The request => Output the material below unchanged, apart from leaving out the pictures.
************
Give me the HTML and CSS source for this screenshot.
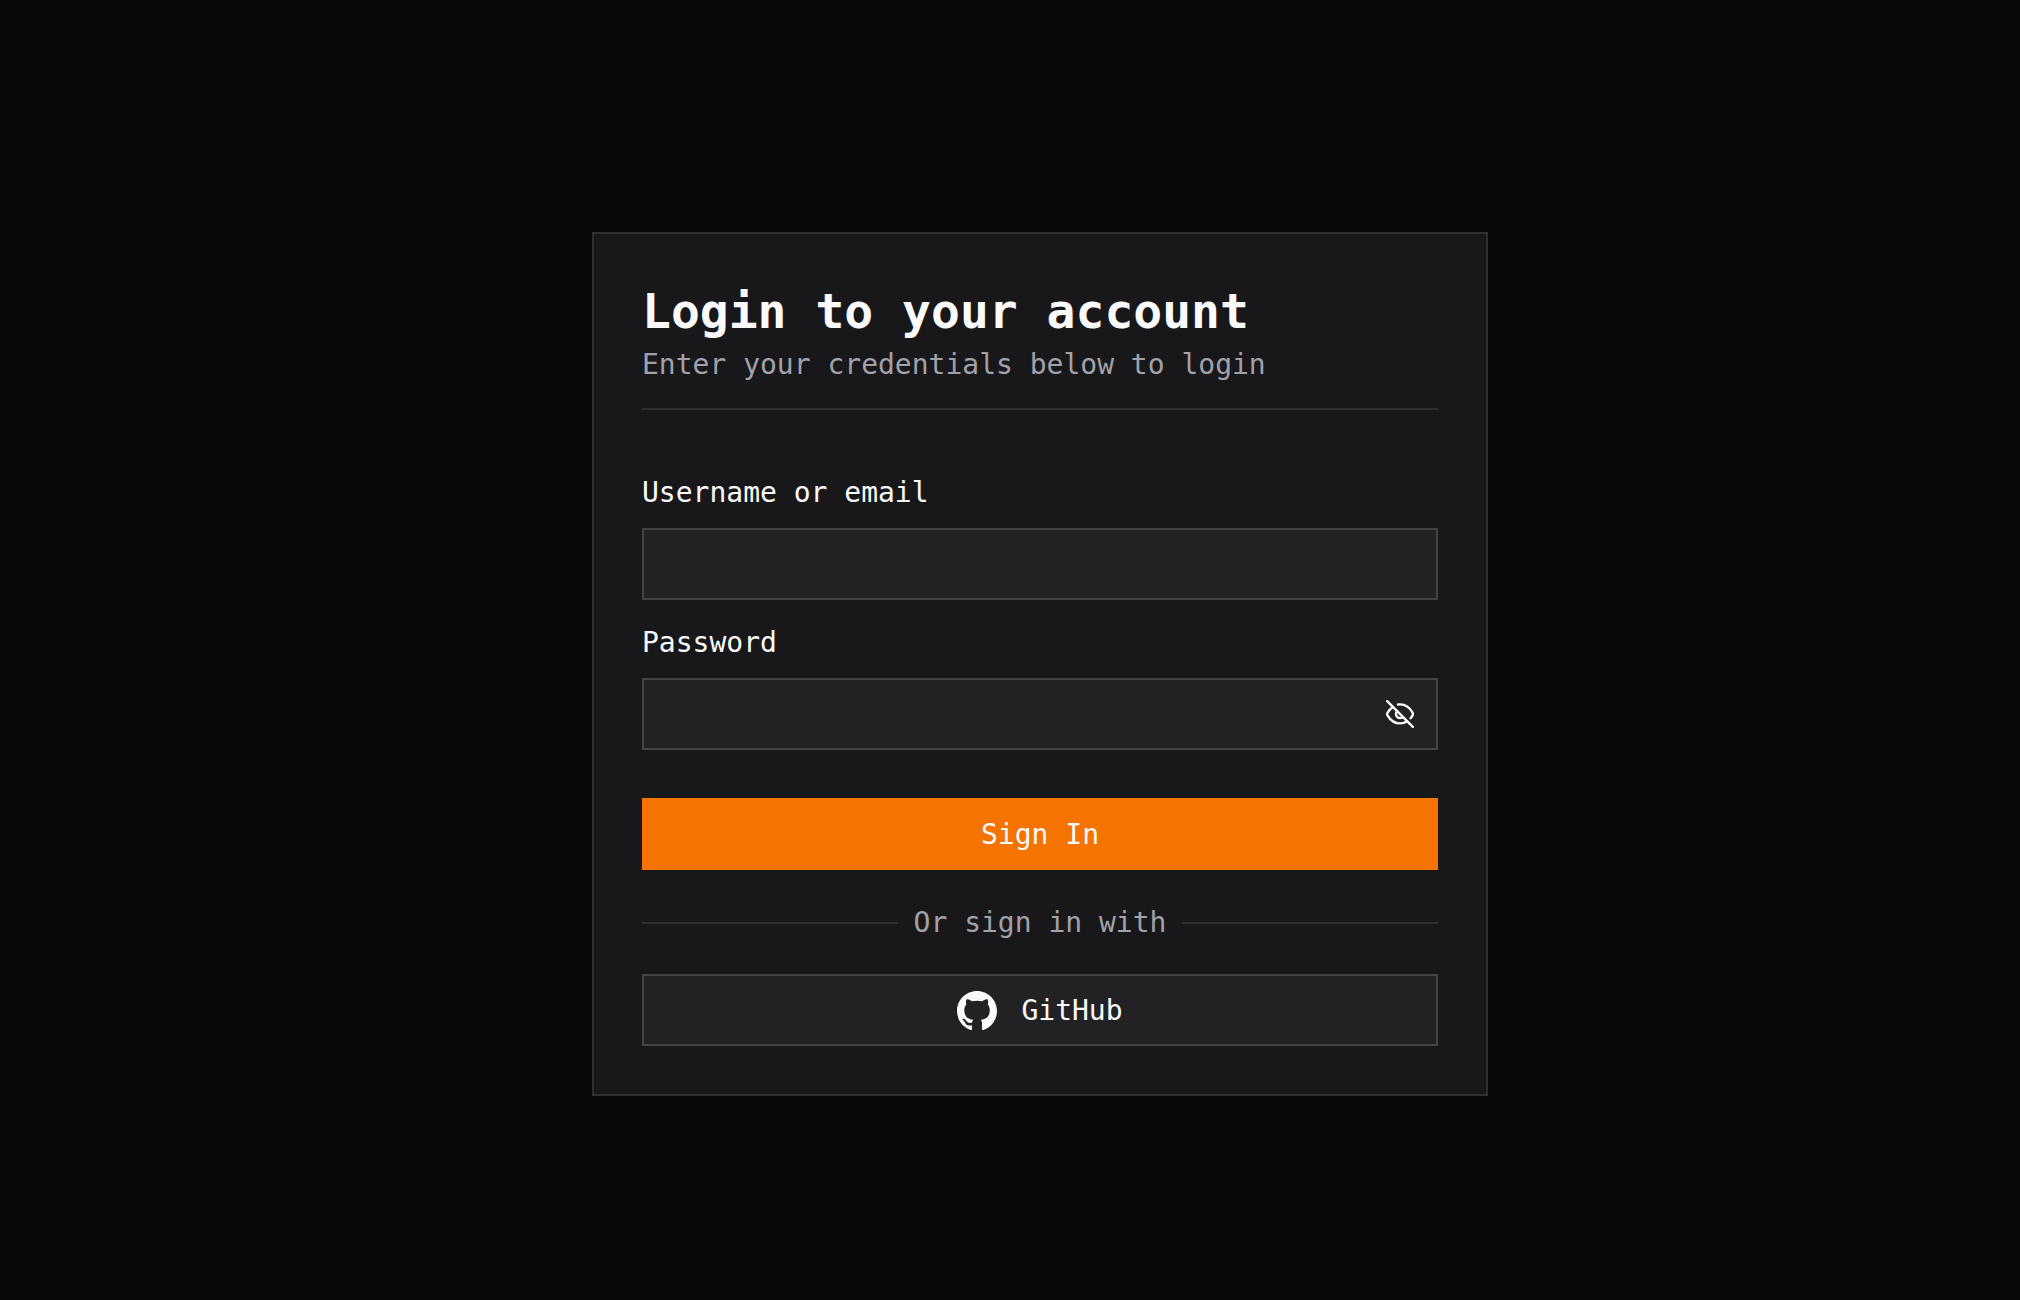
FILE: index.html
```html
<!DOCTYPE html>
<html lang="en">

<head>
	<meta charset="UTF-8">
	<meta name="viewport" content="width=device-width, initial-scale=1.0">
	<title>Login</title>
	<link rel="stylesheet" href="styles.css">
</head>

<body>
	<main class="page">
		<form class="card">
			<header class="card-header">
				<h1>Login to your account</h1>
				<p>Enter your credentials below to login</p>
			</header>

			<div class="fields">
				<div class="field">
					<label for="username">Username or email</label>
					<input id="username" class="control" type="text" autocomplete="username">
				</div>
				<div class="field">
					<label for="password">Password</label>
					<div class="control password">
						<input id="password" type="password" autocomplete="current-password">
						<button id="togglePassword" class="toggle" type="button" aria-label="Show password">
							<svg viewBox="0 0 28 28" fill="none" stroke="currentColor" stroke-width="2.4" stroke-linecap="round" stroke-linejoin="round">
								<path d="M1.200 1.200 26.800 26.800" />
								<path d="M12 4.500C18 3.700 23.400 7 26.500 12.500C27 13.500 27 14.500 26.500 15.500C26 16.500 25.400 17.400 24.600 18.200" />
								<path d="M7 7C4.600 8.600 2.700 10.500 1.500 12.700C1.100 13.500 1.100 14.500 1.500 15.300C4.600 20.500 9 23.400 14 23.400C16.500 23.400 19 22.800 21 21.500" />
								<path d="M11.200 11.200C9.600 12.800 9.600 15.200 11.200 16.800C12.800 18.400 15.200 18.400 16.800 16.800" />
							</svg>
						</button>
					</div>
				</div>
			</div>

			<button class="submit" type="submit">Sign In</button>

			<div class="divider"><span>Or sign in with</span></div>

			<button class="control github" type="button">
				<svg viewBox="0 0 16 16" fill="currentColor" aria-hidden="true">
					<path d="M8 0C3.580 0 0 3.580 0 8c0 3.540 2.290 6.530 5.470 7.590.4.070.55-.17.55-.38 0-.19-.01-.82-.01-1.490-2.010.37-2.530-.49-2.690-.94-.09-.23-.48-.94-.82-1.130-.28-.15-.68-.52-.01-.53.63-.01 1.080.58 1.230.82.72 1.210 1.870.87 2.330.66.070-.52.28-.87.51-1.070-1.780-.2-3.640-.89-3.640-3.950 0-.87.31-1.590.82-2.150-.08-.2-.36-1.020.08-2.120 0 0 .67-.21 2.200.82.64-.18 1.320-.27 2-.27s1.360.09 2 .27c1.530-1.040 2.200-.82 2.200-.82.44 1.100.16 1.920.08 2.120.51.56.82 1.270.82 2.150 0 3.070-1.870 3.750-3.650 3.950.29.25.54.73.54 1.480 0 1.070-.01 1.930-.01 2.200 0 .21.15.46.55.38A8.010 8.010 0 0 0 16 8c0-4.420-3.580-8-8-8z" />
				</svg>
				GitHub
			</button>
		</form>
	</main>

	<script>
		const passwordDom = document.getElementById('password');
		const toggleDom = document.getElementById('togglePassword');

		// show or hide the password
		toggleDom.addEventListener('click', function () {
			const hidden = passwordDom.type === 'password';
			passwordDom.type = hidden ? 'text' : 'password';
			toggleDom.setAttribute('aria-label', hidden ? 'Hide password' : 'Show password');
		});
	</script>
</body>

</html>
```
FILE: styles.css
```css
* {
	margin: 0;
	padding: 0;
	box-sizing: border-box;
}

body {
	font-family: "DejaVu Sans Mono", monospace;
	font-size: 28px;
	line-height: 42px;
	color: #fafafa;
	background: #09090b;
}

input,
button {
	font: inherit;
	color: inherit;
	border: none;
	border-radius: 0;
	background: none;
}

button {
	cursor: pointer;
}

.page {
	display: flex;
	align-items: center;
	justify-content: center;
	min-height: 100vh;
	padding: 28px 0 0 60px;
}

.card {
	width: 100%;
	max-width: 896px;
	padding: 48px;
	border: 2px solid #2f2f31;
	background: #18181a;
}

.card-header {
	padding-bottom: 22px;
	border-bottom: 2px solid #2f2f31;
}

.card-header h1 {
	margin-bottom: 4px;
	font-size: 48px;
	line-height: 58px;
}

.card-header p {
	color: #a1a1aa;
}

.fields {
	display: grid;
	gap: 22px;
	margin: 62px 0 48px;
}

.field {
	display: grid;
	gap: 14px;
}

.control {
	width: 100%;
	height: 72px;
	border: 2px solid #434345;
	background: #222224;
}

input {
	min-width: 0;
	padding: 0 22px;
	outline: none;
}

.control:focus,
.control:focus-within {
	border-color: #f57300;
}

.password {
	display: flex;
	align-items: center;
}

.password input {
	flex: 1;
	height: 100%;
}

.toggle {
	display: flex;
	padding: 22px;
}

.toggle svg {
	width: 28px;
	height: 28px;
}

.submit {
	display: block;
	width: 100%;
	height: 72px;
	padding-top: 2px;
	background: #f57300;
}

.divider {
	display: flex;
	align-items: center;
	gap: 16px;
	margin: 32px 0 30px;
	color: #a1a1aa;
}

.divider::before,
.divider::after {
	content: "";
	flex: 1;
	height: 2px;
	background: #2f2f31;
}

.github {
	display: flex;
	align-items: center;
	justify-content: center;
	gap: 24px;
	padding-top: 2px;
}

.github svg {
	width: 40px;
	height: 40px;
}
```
************
Task output =>
Give me the HTML and CSS source for this screenshot.
FILE: index.html
```html
<!DOCTYPE html>
<html lang="en">

<head>
	<meta charset="UTF-8">
	<meta name="viewport" content="width=device-width, initial-scale=1.0">
	<title>Login</title>
	<link rel="stylesheet" href="styles.css">
</head>

<body>
	<main class="page">
		<form class="card">
			<header class="card-header">
				<h1>Login to your account</h1>
				<p>Enter your credentials below to login</p>
			</header>

			<div class="fields">
				<div class="field">
					<label for="username">Username or email</label>
					<input id="username" class="control" type="text" autocomplete="username">
				</div>
				<div class="field">
					<label for="password">Password</label>
					<div class="control password">
						<input id="password" type="password" autocomplete="current-password">
						<button id="togglePassword" class="toggle" type="button" aria-label="Show password">
							<svg viewBox="0 0 28 28" fill="none" stroke="currentColor" stroke-width="2.4" stroke-linecap="round" stroke-linejoin="round">
								<path d="M1.200 1.200 26.800 26.800" />
								<path d="M12 4.500C18 3.700 23.400 7 26.500 12.500C27 13.500 27 14.500 26.500 15.500C26 16.500 25.400 17.400 24.600 18.200" />
								<path d="M7 7C4.600 8.600 2.700 10.500 1.500 12.700C1.100 13.500 1.100 14.500 1.500 15.300C4.600 20.500 9 23.400 14 23.400C16.500 23.400 19 22.800 21 21.500" />
								<path d="M11.200 11.200C9.600 12.800 9.600 15.200 11.200 16.800C12.800 18.400 15.200 18.400 16.800 16.800" />
							</svg>
						</button>
					</div>
				</div>
			</div>

			<button class="submit" type="submit">Sign In</button>

			<div class="divider"><span>Or sign in with</span></div>

			<button class="control github" type="button">
				<svg viewBox="0 0 16 16" fill="currentColor" aria-hidden="true">
					<path d="M8 0C3.580 0 0 3.580 0 8c0 3.540 2.290 6.530 5.470 7.590.4.070.55-.17.55-.38 0-.19-.01-.82-.01-1.490-2.010.37-2.530-.49-2.690-.94-.09-.23-.48-.94-.82-1.130-.28-.15-.68-.52-.01-.53.63-.01 1.080.58 1.230.82.72 1.210 1.870.87 2.330.66.070-.52.28-.87.51-1.070-1.780-.2-3.640-.89-3.640-3.950 0-.87.31-1.590.82-2.150-.08-.2-.36-1.020.08-2.120 0 0 .67-.21 2.200.82.64-.18 1.320-.27 2-.27s1.360.09 2 .27c1.530-1.040 2.200-.82 2.200-.82.44 1.100.16 1.920.08 2.120.51.56.82 1.270.82 2.150 0 3.070-1.870 3.750-3.650 3.950.29.25.54.73.54 1.480 0 1.070-.01 1.930-.01 2.200 0 .21.15.46.55.38A8.010 8.010 0 0 0 16 8c0-4.420-3.580-8-8-8z" />
				</svg>
				GitHub
			</button>
		</form>
	</main>

	<script>
		const passwordDom = document.getElementById('password');
		const toggleDom = document.getElementById('togglePassword');

		// show or hide the password
		toggleDom.addEventListener('click', function () {
			const hidden = passwordDom.type === 'password';
			passwordDom.type = hidden ? 'text' : 'password';
			toggleDom.setAttribute('aria-label', hidden ? 'Hide password' : 'Show password');
		});
	</script>
</body>

</html>
```
FILE: styles.css
```css
* {
	margin: 0;
	padding: 0;
	box-sizing: border-box;
}

body {
	font-family: "DejaVu Sans Mono", monospace;
	font-size: 28px;
	line-height: 42px;
	color: #fafafa;
	background: #09090b;
}

input,
button {
	font: inherit;
	color: inherit;
	border: none;
	border-radius: 0;
	background: none;
}

button {
	cursor: pointer;
}

.page {
	display: flex;
	align-items: center;
	justify-content: center;
	min-height: 100vh;
	padding: 28px 0 0 60px;
}

.card {
	width: 100%;
	max-width: 896px;
	padding: 48px;
	border: 2px solid #2f2f31;
	background: #18181a;
}

.card-header {
	padding-bottom: 22px;
	border-bottom: 2px solid #2f2f31;
}

.card-header h1 {
	margin-bottom: 4px;
	font-size: 48px;
	line-height: 58px;
}

.card-header p {
	color: #a1a1aa;
}

.fields {
	display: grid;
	gap: 22px;
	margin: 62px 0 48px;
}

.field {
	display: grid;
	gap: 14px;
}

.control {
	width: 100%;
	height: 72px;
	border: 2px solid #434345;
	background: #222224;
}

input {
	min-width: 0;
	padding: 0 22px;
	outline: none;
}

.control:focus,
.control:focus-within {
	border-color: #f57300;
}

.password {
	display: flex;
	align-items: center;
}

.password input {
	flex: 1;
	height: 100%;
}

.toggle {
	display: flex;
	padding: 22px;
}

.toggle svg {
	width: 28px;
	height: 28px;
}

.submit {
	display: block;
	width: 100%;
	height: 72px;
	padding-top: 2px;
	background: #f57300;
}

.divider {
	display: flex;
	align-items: center;
	gap: 16px;
	margin: 32px 0 30px;
	color: #a1a1aa;
}

.divider::before,
.divider::after {
	content: "";
	flex: 1;
	height: 2px;
	background: #2f2f31;
}

.github {
	display: flex;
	align-items: center;
	justify-content: center;
	gap: 24px;
	padding-top: 2px;
}

.github svg {
	width: 40px;
	height: 40px;
}
```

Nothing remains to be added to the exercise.